Wednesday, March 25, 2015

Accelerating the Mobile Web with Selective Offloading

Motivation

    Nowadays, mobile devices become more and more popular as a convenient access to Internet. However, it's still very slow to load a web page on these devices. The reason is that there are a lot of limitations with mobile devices. Thus, offloading is now adopted in some browsers to solve the problem, such as Opera Mini, Android Chrome Beta and Amazon Silk. But only compressing and fixed part offloading are applied in them. The authors come up with a more flexible way, offloading portions of the page load process, and describe the opportunities, challenges and a measurement-based framework in this paper.

Main Points

  • Web application is different, its network activities and computation are inter-dependent, and computation of different kinds of objects incurs different patterns.
  • If close to a CDN provider, a cloud can efficiently reduce the page load time.
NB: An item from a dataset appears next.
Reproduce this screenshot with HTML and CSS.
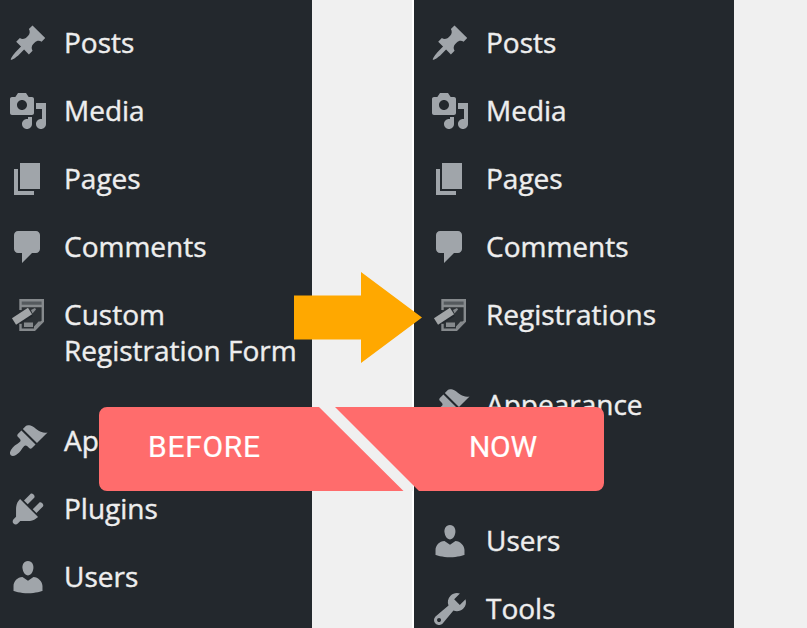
FILE: index.html
```html
<!DOCTYPE html>
<html lang="en">
<head>
<meta charset="utf-8">
<title>Admin menu: before and now</title>
<link rel="stylesheet" href="styles.css">
</head>
<body>
<svg class="defs" aria-hidden="true">
<symbol id="post" viewBox="0 0 20 20"><path d="M10.44 3.02l1.82-1.82 6.36 6.35-1.83 1.82c-1.05-.68-2.48-.57-3.41.36l-.75.75c-.92.93-1.04 2.35-.35 3.41l-1.83 1.82-2.41-2.41-2.8 2.79c-.42.42-3.38 2.71-3.8 2.29s1.86-3.39 2.28-3.81l2.79-2.79L4.1 9.36l1.83-1.82c1.05.69 2.48.57 3.4-.36l.75-.75c.93-.92 1.05-2.35.36-3.41z"/></symbol>
<symbol id="media" viewBox="0 0 20 20"><path d="M13 11V4c0-.55-.45-1-1-1h-1.67L9 1H5L3.67 3H2c-.55 0-1 .45-1 1v7c0 .55.45 1 1 1h10c.55 0 1-.45 1-1zM7 4.5c1.38 0 2.5 1.12 2.5 2.5S8.38 9.5 7 9.5 4.5 8.38 4.5 7 5.62 4.5 7 4.5zM14 6h5v10.5c0 1.38-1.12 2.5-2.5 2.5S14 17.88 14 16.5s1.12-2.5 2.5-2.5c.17 0 .34.02.5.05V9h-3V6zm-4 8.05V13h2v3.5c0 1.38-1.12 2.5-2.5 2.5S7 17.88 7 16.5 8.12 14 9.5 14c.17 0 .34.02.5.05z"/></symbol>
<symbol id="page" viewBox="0 0 20 20"><path d="M6 15V2h10v13H6zm-1 1h8v2H3V5h2v11z"/></symbol>
<symbol id="comment" viewBox="0 0 20 20"><path d="M5 2h9c1.1 0 2 .9 2 2v7c0 1.1-.9 2-2 2h-2l-5 5v-5H5c-1.1 0-2-.9-2-2V4c0-1.1.9-2 2-2z"/></symbol>
<symbol id="form" viewBox="0 0 40 40"><path fill="#2c3135" d="M12 5h23v22l-7 8H12z"/><path fill="#555a5e" d="M12 5h23v6H12z"/><path fill="none" stroke="#868a8d" stroke-width="2.4" d="M12.500 15V5.200h22.300v21l-8.300 8.600H12.500v-6M13 11h21"/><path stroke="#23282d" stroke-width="10" d="M10 24.500L22 17"/><path stroke="#a3a6a8" stroke-width="7.500" d="M6 26.500L22 16"/><path fill="#85898c" d="M23 15l4-2 1 1.500-3.500 4zM16 27.500h9v4.500h-9zM26 34.500v-3l4.500-5h5z"/></symbol>
<symbol id="appearance" viewBox="0 0 20 20"><path d="M14.48 11.06L7.41 3.99l1.5-1.5c.5-.56 2.3-.47 3.51.32 1.21.8 1.43 1.28 2.91 2.1 1.18.64 2.45 1.26 4.45.85zm-.71.71L6.7 4.7 4.93 6.47c-.39.39-.39 1.02 0 1.41l1.06 1.06c.39.39.39 1.03 0 1.42-.6.6-1.43 1.11-2.21 1.69-.35.26-.7.53-1.01.84C1.43 14.23.4 16.08 1.4 17.07c.99 1 2.84-.03 4.18-1.36.31-.31.58-.66.85-1.02.57-.78 1.08-1.61 1.69-2.21.39-.39 1.02-.39 1.41 0l1.06 1.06c.39.39 1.02.39 1.41 0z"/></symbol>
<symbol id="plugin" viewBox="0 0 20 20"><path d="M13.11 4.36L9.87 7.6 8 5.73l3.24-3.24c.35-.34 1.05-.2 1.56.32.52.51.66 1.21.31 1.55zm-8 1.77l.91-1.12 9.01 9.01-1.19.84c-.71.71-2.63 1.16-3.82 1.16H6.14L4.9 17.26c-.59.59-1.54.59-2.12 0-.59-.58-.59-1.53 0-2.12l1.24-1.24v-3.88c0-1.13.4-3.19 1.09-3.89zm7.26 3.97l3.24-3.24c.34-.35 1.04-.21 1.55.31.52.51.66 1.21.31 1.55l-3.24 3.25z"/></symbol>
<symbol id="user" viewBox="0 0 20 20"><path d="M10 9.25c-2.27 0-2.73-3.44-2.73-3.44C7 4.02 7.82 2 9.97 2c2.16 0 2.98 2.02 2.71 3.81 0 0-.41 3.44-2.68 3.44zm0 2.57L12.72 10c2.39 0 4.52 2.33 4.52 4.53v2.49s-3.65 1.13-7.24 1.13c-3.65 0-7.24-1.13-7.24-1.13v-2.49c0-2.25 1.94-4.48 4.47-4.48z"/></symbol>
<symbol id="tool" viewBox="0 0 20 20"><path d="M16.68 9.77c-1.34 1.34-3.3 1.67-4.95.99l-5.41 6.52c-.99.99-2.59.99-3.58 0s-.99-2.59 0-3.57l6.52-5.42c-.68-1.65-.35-3.61.99-4.95 1.28-1.28 3.12-1.62 4.72-1.06l-2.89 2.89 2.82 2.82 2.86-2.87c.53 1.58.18 3.39-1.08 4.65zM3.81 16.21c.4.39 1.04.39 1.43 0 .4-.4.4-1.04 0-1.43-.39-.4-1.03-.4-1.43 0-.39.39-.39 1.03 0 1.43z"/></symbol>
</svg>
<main class="compare">
  <nav class="menu">
    <a class="item"><svg class="icon"><use href="#post"/></svg><span class="text">Posts</span></a>
    <a class="item"><svg class="icon"><use href="#media"/></svg><span class="text">Media</span></a>
    <a class="item"><svg class="icon"><use href="#page"/></svg><span class="text">Pages</span></a>
    <a class="item"><svg class="icon"><use href="#comment"/></svg><span class="text">Comments</span></a>
    <a class="item group-end"><svg class="icon soft"><use href="#form"/></svg><span class="text">Custom<br>Registration Form</span></a>
    <a class="item"><svg class="icon"><use href="#appearance"/></svg><span class="text">Ap</span></a>
    <a class="item"><svg class="icon"><use href="#plugin"/></svg><span class="text">Plugins</span></a>
    <a class="item"><svg class="icon"><use href="#user"/></svg><span class="text">Users</span></a>
  </nav>
  <div class="gutter"></div>
  <nav class="menu now">
    <a class="item"><svg class="icon"><use href="#post"/></svg><span class="text">Posts</span></a>
    <a class="item"><svg class="icon"><use href="#media"/></svg><span class="text">Media</span></a>
    <a class="item"><svg class="icon"><use href="#page"/></svg><span class="text">Pages</span></a>
    <a class="item"><svg class="icon"><use href="#comment"/></svg><span class="text">Comments</span></a>
    <a class="item group-end"><svg class="icon soft"><use href="#form"/></svg><span class="text">Registrations</span></a>
    <a class="item hidden-gap"><svg class="icon"><use href="#appearance"/></svg><span class="text">Appearance</span></a>
    <a class="item"><svg class="icon"><use href="#user"/></svg><span class="text">Users</span></a>
    <a class="item"><svg class="icon"><use href="#tool"/></svg><span class="text">Tools</span></a>
  </nav>
  <svg class="arrow" viewBox="0 0 128 91"><path d="M0 23.5H67V0L128 45.5 67 91V67.5H0z"/></svg>
  <div class="banner">
    <svg class="banner-shape" viewBox="0 0 505 84"><path class="gap" d="M220 0h17l77 77v7h-10z"/><path d="M8 0H220L304.5 84H8a8 8 0 0 1-8-8V8a8 8 0 0 1 8-8zM236 0H497a8 8 0 0 1 8 8V76a8 8 0 0 1-8 8H320z"/></svg>
    <span class="label before">BEFORE</span>
    <span class="label after">NOW</span>
  </div>
</main>
</body>
</html>
```

FILE: styles.css
```css
body { margin: 0; background: #f0f0f0; }
.defs { position: absolute; width: 0; height: 0; }
.compare {
  position: relative;
  display: flex;
  width: 807px;
  height: 628px;
  overflow: hidden;
  font: 28px/36px "Open Sans", sans-serif;
}
.menu {
  flex: none;
  box-sizing: border-box;
  width: 312px;
  height: 640px;
  padding-top: 9px;
  background: #23282d;
  color: #eee;
}
.menu.now { width: 320px; padding-left: 8px; }
.gutter { box-sizing: border-box; width: 102px; border-right: 2px solid #fff; }
.item { display: flex; gap: 16px; padding: 16px 0 16px 8px; white-space: nowrap; }
.text { margin: -1px 0 1px; -webkit-text-stroke: 0.4px #eee; }
.group-end { margin-bottom: 22px; }
.hidden-gap { margin-bottom: 68px; }
.icon { flex: none; width: 40px; height: 40px; margin: -2px 0; fill: #a0a5aa; }
.soft { filter: blur(0.7px); }
.arrow { position: absolute; left: 294px; top: 272px; width: 128px; height: 91px; fill: #ffa800; }
.banner {
  position: absolute;
  left: 99px;
  top: 407px;
  width: 505px;
  height: 84px;
  color: #fff;
  font: 30px/80px Roboto, sans-serif;
}
.banner-shape { display: block; width: 505px; height: 84px; fill: #ff6c6c; }
.banner-shape .gap { fill: #f0f0f0; }
.label { position: absolute; top: 0; -webkit-text-stroke: 0.2px #fff; }
.before { left: 49px; letter-spacing: 0.7px; }
.after { left: 370px; letter-spacing: -0.3px; }
```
And a computer is obviously faster than a smartphone, while a computer does not have power and 3G/4G data limitation. 
  • Lack of standardization and documentation makes the page load process hard to understand. Decreasing computation may cause increasing network time, and it's hard to measure. Position of cloud server can be guaranteed to be close to CDN providers, and security issues & cache issues may change due to the cloud between CDN providers and mobile devices.
  • The size of intermediate representations generated by HTML Parser, Object Loader, Evaluator and Rendering Engine can vary even larger than the raw. And blocking due to dependencies among these controllers leads to the bottlenecks of a page load, so identifying the bottlenecks and spending less time on it are necessary for a good decision.
  • Divisions are subject to constraints, and two portions division will not increase the interactions.
  • Cloud servers should be close to CDNs, and decision depend on different situations and web pages.
  • A single TCP connection between cloud and device can provide more bandwidth and better control with specified priority policies.
  • The model only depend on measurements, so it can accommodate with future technologies.

Trade-off

  • Since the Web servers is dynamic due to CDNs, to choose a cloud server may cause overhead, or it will cause a bad decision.
  • Some issues are described without good solutions, such as security and cache.
  • This framework need more concrete examples and experiments to be convincing.

1 comment:

  1. Good analysis. It needs ANY experiments! Point #1 is not well discussed -- suppose the page requires connection to multiple web servers that each may be close to different CDN servers? Many unanswered questions.